A child who cannot read proficiently by third grade faces an uphill battle for the rest of their academic life. A student who leaves eighth grade without foundational math skills is already behind for high school and beyond. Maggie will prioritize county-wide focus on literacy and math outcomes, holding districts accountable to the data and ensuring intervention resources reach students who need them before it is too late.
The County Superintendent has real oversight authority. Maggie will use it, not to micromanage local districts, but to ensure school boards are functioning, finances are sound, and families are being heard. Parents and local communities should call the shots in their schools. Maggie's job is to make sure they have the power and the information to do that.
With enrollment declining and spending rising, fiscal responsibility is an obligation the County Superintendent owes every taxpayer, whether or not they have children in public schools. Maggie will ensure every dollar is accounted for, help districts eliminate redundant programs that do not demonstrate student benefit, and keep funding where it belongs: in classrooms, not administrative overhead.

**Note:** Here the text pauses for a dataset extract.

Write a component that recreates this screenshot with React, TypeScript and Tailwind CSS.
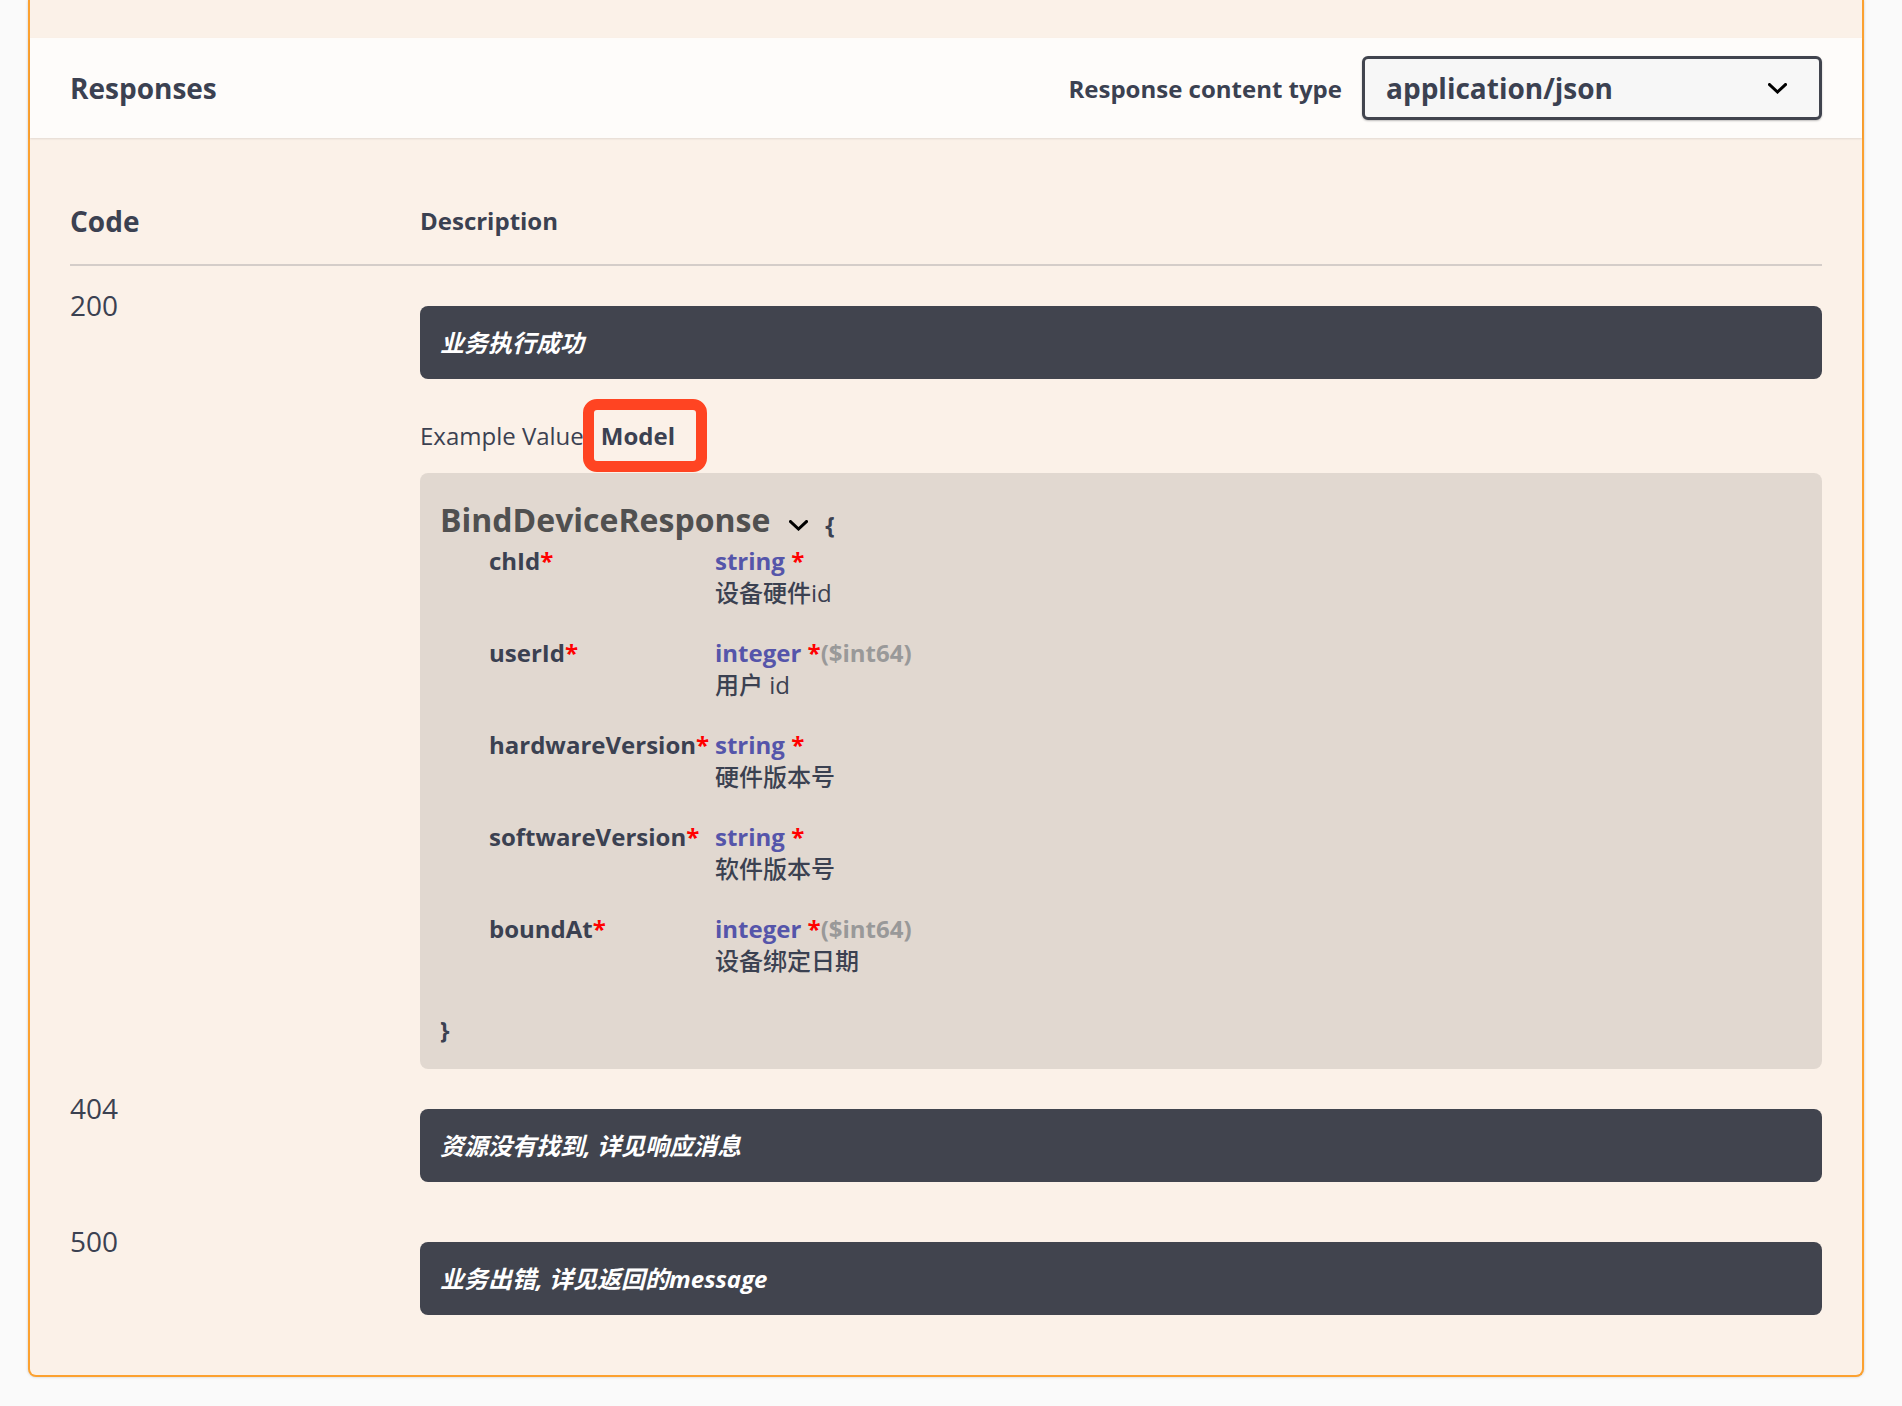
import React from 'react'

type Prop = {
  name: string
  type: string
  format?: string
  desc: string
}

const props: Prop[] = [
  { name: 'chId', type: 'string', desc: '设备硬件id' },
  { name: 'userId', type: 'integer', format: '($int64)', desc: '用户 id' },
  { name: 'hardwareVersion', type: 'string', desc: '硬件版本号' },
  { name: 'softwareVersion', type: 'string', desc: '软件版本号' },
  { name: 'boundAt', type: 'integer', format: '($int64)', desc: '设备绑定日期' },
]

function Chevron({ className }: { className?: string }) {
  return (
    <svg className={className} width="19" height="11" viewBox="0 0 19 11" fill="none">
      <path d="M1.5 1.5 L9.5 9 L17.5 1.5" stroke="#000" strokeWidth="3" strokeLinecap="square" />
    </svg>
  )
}

function DarkBox({ children }: { children: React.ReactNode }) {
  return (
    <div className="my-5 rounded-lg bg-[#41444e] p-5 text-[24px] leading-[33px] font-bold italic text-white">
      {children}
    </div>
  )
}

function Model() {
  return (
    <div className="mt-[21px] rounded-lg bg-black/10 px-5 pt-[25px] pb-[23px]">
      <div className="flex h-[44px] items-center">
        <span className="text-[32px] leading-[44px] font-bold text-[#505050]">BindDeviceResponse</span>
        <Chevron className="mt-[10px] ml-[19px]" />
        <span className="mt-2 ml-[17px] text-[24px] leading-[33px] font-bold">{'{'}</span>
      </div>
      <div className="mt-[3px] flex flex-col">
        {props.map((p) => (
          <div key={p.name} className="mb-[28px] flex pl-[49px] text-[24px] leading-[32px]">
            <div className="w-[226px] font-bold">
              {p.name}
              <span className="text-[#ff0000]">*</span>
            </div>
            <div>
              <div className="font-bold">
                <span className="text-[#5555aa]">{p.type}</span>{' '}
                <span className="text-[#ff0000]">*</span>
                {p.format && <span className="text-[#999999]">{p.format}</span>}
              </div>
              <div className="font-medium">{p.desc}</div>
            </div>
          </div>
        ))}
      </div>
      <div className="pt-[9px] text-[24px] leading-[32px] font-bold">{'}'}</div>
    </div>
  )
}

export default function App() {
  return (
    <div className="min-h-screen bg-[#fafafa] font-['Open_Sans','Noto_Sans_CJK_SC',sans-serif] text-[#3b4151]">
      <div className="ml-[28px] w-[1836px] rounded-b-lg border-2 border-t-0 border-[#fca130] bg-[#fbf1e8] shadow-[0_0_3px_rgba(0,0,0,0.19)]">
        <div className="h-[38px]" />
        <div className="flex h-[100px] items-center justify-between bg-white/80 px-10 shadow-[0_1px_2px_rgba(0,0,0,0.1)]">
          <h4 className="text-[28px] leading-[38px] font-bold">Responses</h4>
          <div className="flex items-center gap-5">
            <label className="text-[24px] leading-[33px] font-bold">Response content type</label>
            <div className="flex h-[64px] w-[460px] items-center justify-between rounded-md border-[3px] border-[#41444e] bg-[#f7f7f7] pr-[32px] pl-[21px] shadow-[0_1px_2px_rgba(0,0,0,0.25)]">
              <span className="text-[28px] leading-[38px] font-bold">application/json</span>
              <Chevron />
            </div>
          </div>
        </div>

        <div className="p-10">
          <div className="flex items-start border-b-2 border-[#3b4151]/20 py-6">
            <div className="w-[350px] text-[28px] leading-[38px] font-bold">Code</div>
            <div className="text-[24px] leading-[38px] font-bold">Description</div>
          </div>

          <div className="flex">
            <div className="w-[350px] pt-5 text-[28px] leading-[38px]">200</div>
            <div className="flex flex-1 flex-col pt-5">
              <DarkBox>业务执行成功</DarkBox>
              <div className="mt-5 flex items-center text-[24px] leading-[33px]">
                <span>Example Value</span>
                <span className="relative ml-[17px] font-bold">
                  Model
                  <span className="absolute -top-5 -right-[32px] -bottom-5 -left-[18px] rounded-[14px] border-[11px] border-[#ff4422]" />
                </span>
              </div>
              <Model />
            </div>
          </div>

          <div className="flex">
            <div className="w-[350px] pt-5 text-[28px] leading-[38px]">404</div>
            <div className="flex flex-1 flex-col pt-5">
              <DarkBox>资源没有找到, 详见响应消息</DarkBox>
            </div>
          </div>

          <div className="flex">
            <div className="w-[350px] pt-5 text-[28px] leading-[38px]">500</div>
            <div className="flex flex-1 flex-col pt-5">
              <DarkBox>业务出错, 详见返回的message</DarkBox>
            </div>
          </div>
        </div>
      </div>
    </div>
  )
}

Ventura County schools do not need another trend-driven program pushed from the county office. They need teachers who are well-supported, site leaders who have real authority, and a county office that removes obstacles rather than creating new ones. Maggie will invest in people, not programs, and measure success by what students can actually do.
Decisions about curriculum and school operations belong closest to students, with parents, teachers, and local boards driving the direction. Maggie will require transparency on what is being taught and how public dollars are spent, so families have the information they need to engage and so communities can hold their schools accountable in the ways that matter most to them.
From students with disabilities to English learners to students living in poverty, the measure of a school system is how it serves its most vulnerable students. Maggie has spent her career working with the students most systems overlook. She will build county-wide systems that include every student from the start, not as an afterthought.